─── Material provided
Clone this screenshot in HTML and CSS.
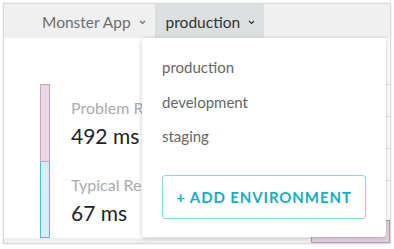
FILE: index.html
```html
<!DOCTYPE html>
<html lang="en">
<head>
    <meta charset="UTF-8">
    <meta name="viewport" content="width=device-width, initial-scale=1.0">
    <title>Monster App</title>
    <link rel="stylesheet" href="styles.css">
</head>
<body>
    <div class="frame">
        <!-- Top navigation -->
        <div class="topbar">
            <div class="nav-item app">
                Monster App
                <svg class="chevron" width="7" height="5" viewBox="0 0 7 5"><polyline points="1,1 3.5,3.5 6,1" fill="none" stroke="currentColor" stroke-width="1.1"/></svg>
            </div>
            <div class="nav-item env">
                production
                <svg class="chevron" width="7" height="5" viewBox="0 0 7 5"><polyline points="1,1 3.5,3.5 6,1" fill="none" stroke="currentColor" stroke-width="1.1"/></svg>
            </div>
        </div>

        <!-- Page content behind the menu -->
        <div class="main">
            <div class="bar-col">
                <div class="bar problem"></div>
                <div class="bar typical"></div>
            </div>
            <div class="stats">
                <div class="label">Problem Requests</div>
                <div class="value">492 ms</div>
                <div class="label second">Typical Requests</div>
                <div class="value">67 ms</div>
            </div>
            <div class="side">
                <div class="row"></div>
                <div class="row"></div>
                <div class="row"></div>
                <div class="row"></div>
                <div class="pink-box"></div>
            </div>
        </div>

        <!-- Environment menu -->
        <div class="dropdown">
            <div class="menu-item">production</div>
            <div class="menu-item">development</div>
            <div class="menu-item">staging</div>
            <button class="add-button">+ ADD ENVIRONMENT</button>
        </div>
    </div>
</body>
</html>
```

FILE: styles.css
```css
body {
    margin: 0;
    background: #fff;
    font-family: 'Lato', 'Open Sans', sans-serif;
}

.frame {
    position: relative;
    margin: 3px;
    height: 239px;
    border: 1px solid #d9d9d9;
    box-shadow: 0 0 2px rgba(0, 0, 0, 0.12);
    display: flex;
    flex-direction: column;
    overflow: hidden;
}

/* Top navigation */
.topbar {
    height: 34px;
    background: #f0f0f0;
    display: flex;
    align-items: stretch;
    padding-left: 38px;
    flex-shrink: 0;
}

.nav-item {
    display: flex;
    align-items: center;
    font-size: 15.5px;
    padding-top: 1px;
}

.nav-item .chevron {
    margin-left: 8px;
    margin-top: 1px;
}

.app {
    color: #6e6e6e;
    padding-right: 9px;
}

.env {
    color: #333;
    background: #dcdfe0;
    padding: 1px 9px 0 11px;
}

/* Content */
.main {
    flex: 1;
    display: flex;
    background: #fff;
    box-shadow: inset 0 -5px 0 #efefef;
}

.bar-col {
    margin-left: 36px;
    width: 10px;
    padding: 46px 0 5px;
    display: flex;
    flex-direction: column;
    flex-shrink: 0;
}

.bar {
    box-sizing: border-box;
}

.bar.problem {
    height: 78px;
    background: #ead7e4;
    border: 1px solid #c9a5bd;
}

.bar.typical {
    flex: 1;
    background: #d2f0f4;
    border: 1px solid #3fc4d1;
    border-top: none;
}

/* cut off where the menu covers it */
.stats {
    margin-left: 21px;
    padding-top: 60px;
    white-space: nowrap;
    width: 71px;
    overflow: hidden;
    flex-shrink: 0;
}

.label {
    font-size: 16px;
    line-height: 20px;
    color: #ababab;
}

.label.second {
    margin-top: 26px;
}

.value {
    margin-top: 5px;
    font-size: 21px;
    line-height: 26px;
    color: #222;
}

.side {
    margin-left: auto;
    width: 79px;
    padding-top: 46px;
    display: flex;
    flex-direction: column;
}

.row {
    height: 32px;
    border-top: 1px solid #e6e6e6;
    box-sizing: border-box;
}

.pink-box {
    flex: 1;
    margin-top: 8px;
    background: #e3d2de;
    border: 1px solid #b89cb0;
}

/* Dropdown */
.dropdown {
    position: absolute;
    left: 138px;
    top: 34px;
    width: 244px;
    height: 199px;
    box-sizing: border-box;
    padding: 12px 20px 0;
    background: #fff;
    border-radius: 3px;
    box-shadow: 0 1px 5px rgba(0, 0, 0, 0.22);
}

.menu-item {
    font-size: 15px;
    line-height: 20.5px;
    padding: 7px 0;
    color: #666;
}

.add-button {
    margin-top: 21px;
    width: 204px;
    height: 44px;
    background: #fff;
    border: 1px solid #8ad4dc;
    border-radius: 3px;
    color: #17adc3;
    font-family: 'Lato', 'Open Sans', sans-serif;
    font-size: 15px;
    font-weight: bold;
    letter-spacing: 0.9px;
    cursor: pointer;
}
```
──────
*The problem:* Without the pictures, repeat the listing above exactly.

*Exercise answer:*
Clone this screenshot in HTML and CSS.
FILE: index.html
```html
<!DOCTYPE html>
<html lang="en">
<head>
    <meta charset="UTF-8">
    <meta name="viewport" content="width=device-width, initial-scale=1.0">
    <title>Monster App</title>
    <link rel="stylesheet" href="styles.css">
</head>
<body>
    <div class="frame">
        <!-- Top navigation -->
        <div class="topbar">
            <div class="nav-item app">
                Monster App
                <svg class="chevron" width="7" height="5" viewBox="0 0 7 5"><polyline points="1,1 3.5,3.5 6,1" fill="none" stroke="currentColor" stroke-width="1.1"/></svg>
            </div>
            <div class="nav-item env">
                production
                <svg class="chevron" width="7" height="5" viewBox="0 0 7 5"><polyline points="1,1 3.5,3.5 6,1" fill="none" stroke="currentColor" stroke-width="1.1"/></svg>
            </div>
        </div>

        <!-- Page content behind the menu -->
        <div class="main">
            <div class="bar-col">
                <div class="bar problem"></div>
                <div class="bar typical"></div>
            </div>
            <div class="stats">
                <div class="label">Problem Requests</div>
                <div class="value">492 ms</div>
                <div class="label second">Typical Requests</div>
                <div class="value">67 ms</div>
            </div>
            <div class="side">
                <div class="row"></div>
                <div class="row"></div>
                <div class="row"></div>
                <div class="row"></div>
                <div class="pink-box"></div>
            </div>
        </div>

        <!-- Environment menu -->
        <div class="dropdown">
            <div class="menu-item">production</div>
            <div class="menu-item">development</div>
            <div class="menu-item">staging</div>
            <button class="add-button">+ ADD ENVIRONMENT</button>
        </div>
    </div>
</body>
</html>
```

FILE: styles.css
```css
body {
    margin: 0;
    background: #fff;
    font-family: 'Lato', 'Open Sans', sans-serif;
}

.frame {
    position: relative;
    margin: 3px;
    height: 239px;
    border: 1px solid #d9d9d9;
    box-shadow: 0 0 2px rgba(0, 0, 0, 0.12);
    display: flex;
    flex-direction: column;
    overflow: hidden;
}

/* Top navigation */
.topbar {
    height: 34px;
    background: #f0f0f0;
    display: flex;
    align-items: stretch;
    padding-left: 38px;
    flex-shrink: 0;
}

.nav-item {
    display: flex;
    align-items: center;
    font-size: 15.5px;
    padding-top: 1px;
}

.nav-item .chevron {
    margin-left: 8px;
    margin-top: 1px;
}

.app {
    color: #6e6e6e;
    padding-right: 9px;
}

.env {
    color: #333;
    background: #dcdfe0;
    padding: 1px 9px 0 11px;
}

/* Content */
.main {
    flex: 1;
    display: flex;
    background: #fff;
    box-shadow: inset 0 -5px 0 #efefef;
}

.bar-col {
    margin-left: 36px;
    width: 10px;
    padding: 46px 0 5px;
    display: flex;
    flex-direction: column;
    flex-shrink: 0;
}

.bar {
    box-sizing: border-box;
}

.bar.problem {
    height: 78px;
    background: #ead7e4;
    border: 1px solid #c9a5bd;
}

.bar.typical {
    flex: 1;
    background: #d2f0f4;
    border: 1px solid #3fc4d1;
    border-top: none;
}

/* cut off where the menu covers it */
.stats {
    margin-left: 21px;
    padding-top: 60px;
    white-space: nowrap;
    width: 71px;
    overflow: hidden;
    flex-shrink: 0;
}

.label {
    font-size: 16px;
    line-height: 20px;
    color: #ababab;
}

.label.second {
    margin-top: 26px;
}

.value {
    margin-top: 5px;
    font-size: 21px;
    line-height: 26px;
    color: #222;
}

.side {
    margin-left: auto;
    width: 79px;
    padding-top: 46px;
    display: flex;
    flex-direction: column;
}

.row {
    height: 32px;
    border-top: 1px solid #e6e6e6;
    box-sizing: border-box;
}

.pink-box {
    flex: 1;
    margin-top: 8px;
    background: #e3d2de;
    border: 1px solid #b89cb0;
}

/* Dropdown */
.dropdown {
    position: absolute;
    left: 138px;
    top: 34px;
    width: 244px;
    height: 199px;
    box-sizing: border-box;
    padding: 12px 20px 0;
    background: #fff;
    border-radius: 3px;
    box-shadow: 0 1px 5px rgba(0, 0, 0, 0.22);
}

.menu-item {
    font-size: 15px;
    line-height: 20.5px;
    padding: 7px 0;
    color: #666;
}

.add-button {
    margin-top: 21px;
    width: 204px;
    height: 44px;
    background: #fff;
    border: 1px solid #8ad4dc;
    border-radius: 3px;
    color: #17adc3;
    font-family: 'Lato', 'Open Sans', sans-serif;
    font-size: 15px;
    font-weight: bold;
    letter-spacing: 0.9px;
    cursor: pointer;
}
```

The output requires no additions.